Only if you buy a tight list of shelf-stable staples and split fresh items with a friend. On my year, $237 of savings cleared the $50 Club membership easily. The trap is the fresh produce — single-person households waste 30-50% of warehouse-pack greens unless you freeze fast.
What's actually cheaper at Sam's Club for one person?
Toilet paper (about 22% under Target on a per-roll basis), olive oil, rice, oats, frozen chicken thighs, frozen berries, dish soap and laundry pods. Per-unit pricing on these beats every grocery option I tested in my zip code.
What's a waste of money at Sam's Club for a single person?
Bagged salad, fresh berries, bread, deli meat, milk gallons, anything labelled 'family pack' that isn't freezer-stable. The 12-pack of avocados famously rotted in my fruit bowl in five days.
Sam's Club vs Costco for a single person?

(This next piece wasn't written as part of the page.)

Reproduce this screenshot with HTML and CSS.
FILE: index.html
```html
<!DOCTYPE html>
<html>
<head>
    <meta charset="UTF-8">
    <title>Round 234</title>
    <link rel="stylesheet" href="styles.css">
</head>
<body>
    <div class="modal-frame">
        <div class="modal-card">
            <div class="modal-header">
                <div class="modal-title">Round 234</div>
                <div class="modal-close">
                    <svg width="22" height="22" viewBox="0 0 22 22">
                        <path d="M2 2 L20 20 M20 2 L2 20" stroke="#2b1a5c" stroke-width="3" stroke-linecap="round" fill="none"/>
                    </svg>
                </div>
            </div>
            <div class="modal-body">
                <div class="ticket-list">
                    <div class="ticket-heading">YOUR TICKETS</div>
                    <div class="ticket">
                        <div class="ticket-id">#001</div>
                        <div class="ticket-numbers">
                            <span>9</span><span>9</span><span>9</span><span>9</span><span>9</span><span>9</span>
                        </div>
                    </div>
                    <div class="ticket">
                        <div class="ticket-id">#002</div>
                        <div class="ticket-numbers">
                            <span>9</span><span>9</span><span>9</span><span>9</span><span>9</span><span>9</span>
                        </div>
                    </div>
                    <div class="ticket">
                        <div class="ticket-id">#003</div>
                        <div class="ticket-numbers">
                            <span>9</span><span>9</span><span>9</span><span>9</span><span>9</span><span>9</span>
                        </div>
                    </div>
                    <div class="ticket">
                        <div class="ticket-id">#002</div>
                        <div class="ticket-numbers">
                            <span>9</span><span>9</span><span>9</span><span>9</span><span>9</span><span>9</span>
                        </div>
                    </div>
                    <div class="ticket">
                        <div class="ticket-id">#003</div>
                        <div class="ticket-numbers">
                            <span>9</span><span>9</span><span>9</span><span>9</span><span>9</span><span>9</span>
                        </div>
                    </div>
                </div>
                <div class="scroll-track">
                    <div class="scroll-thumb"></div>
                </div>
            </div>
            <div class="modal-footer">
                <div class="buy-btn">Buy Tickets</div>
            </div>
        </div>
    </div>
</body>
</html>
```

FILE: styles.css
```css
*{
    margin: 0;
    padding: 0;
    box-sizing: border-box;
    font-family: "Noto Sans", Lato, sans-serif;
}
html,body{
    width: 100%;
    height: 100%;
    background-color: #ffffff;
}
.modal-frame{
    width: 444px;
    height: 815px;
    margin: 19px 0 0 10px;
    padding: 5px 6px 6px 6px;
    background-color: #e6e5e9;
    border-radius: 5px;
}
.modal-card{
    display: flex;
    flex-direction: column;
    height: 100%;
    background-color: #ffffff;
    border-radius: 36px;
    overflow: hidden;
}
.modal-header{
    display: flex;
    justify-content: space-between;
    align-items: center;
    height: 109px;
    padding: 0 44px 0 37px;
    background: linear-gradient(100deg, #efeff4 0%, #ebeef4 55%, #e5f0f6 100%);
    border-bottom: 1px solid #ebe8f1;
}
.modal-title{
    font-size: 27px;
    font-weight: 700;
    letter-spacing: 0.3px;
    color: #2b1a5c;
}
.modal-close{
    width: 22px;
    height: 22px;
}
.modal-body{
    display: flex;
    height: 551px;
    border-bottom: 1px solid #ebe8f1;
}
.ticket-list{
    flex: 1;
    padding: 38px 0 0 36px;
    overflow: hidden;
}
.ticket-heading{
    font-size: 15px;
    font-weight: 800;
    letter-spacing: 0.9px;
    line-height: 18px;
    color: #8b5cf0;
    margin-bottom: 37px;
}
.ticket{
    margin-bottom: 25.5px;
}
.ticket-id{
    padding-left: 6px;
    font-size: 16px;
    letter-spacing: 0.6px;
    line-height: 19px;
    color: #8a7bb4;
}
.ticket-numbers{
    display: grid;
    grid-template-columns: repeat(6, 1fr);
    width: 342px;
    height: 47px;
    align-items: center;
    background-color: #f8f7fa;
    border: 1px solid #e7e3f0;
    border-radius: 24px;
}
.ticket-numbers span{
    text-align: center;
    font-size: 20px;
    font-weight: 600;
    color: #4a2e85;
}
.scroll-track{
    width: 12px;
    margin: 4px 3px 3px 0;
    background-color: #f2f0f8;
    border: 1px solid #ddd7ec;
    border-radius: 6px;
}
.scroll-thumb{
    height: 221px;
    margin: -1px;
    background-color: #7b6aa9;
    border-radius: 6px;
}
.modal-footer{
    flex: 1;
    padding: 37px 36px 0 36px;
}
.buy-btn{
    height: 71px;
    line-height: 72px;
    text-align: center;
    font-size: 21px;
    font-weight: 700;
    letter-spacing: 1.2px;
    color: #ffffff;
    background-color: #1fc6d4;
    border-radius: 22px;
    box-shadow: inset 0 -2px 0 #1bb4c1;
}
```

Sam's Club Club tier is $50, Costco Gold Star is $65. Sam's wins on cost-of-entry and gas savings in the South. Costco wins on Kirkland staples, rotisserie chicken and return policy. If you have neither, pick the one closer to you — drive time kills the savings.
Can I share a Sam's Club membership?
Sort of. The membership comes with one free Complimentary card for a household member, and Plus members get an extra. Splitting with a roommate or partner halves the per-person cost and the food waste.
Does Sam's Club Scan & Go actually save time?
Yes. Skipping the checkout line is the single biggest under-rated perk for a one-person trip — you're in and out in 12 minutes. Worth more to me than the cashback rewards on the Plus tier.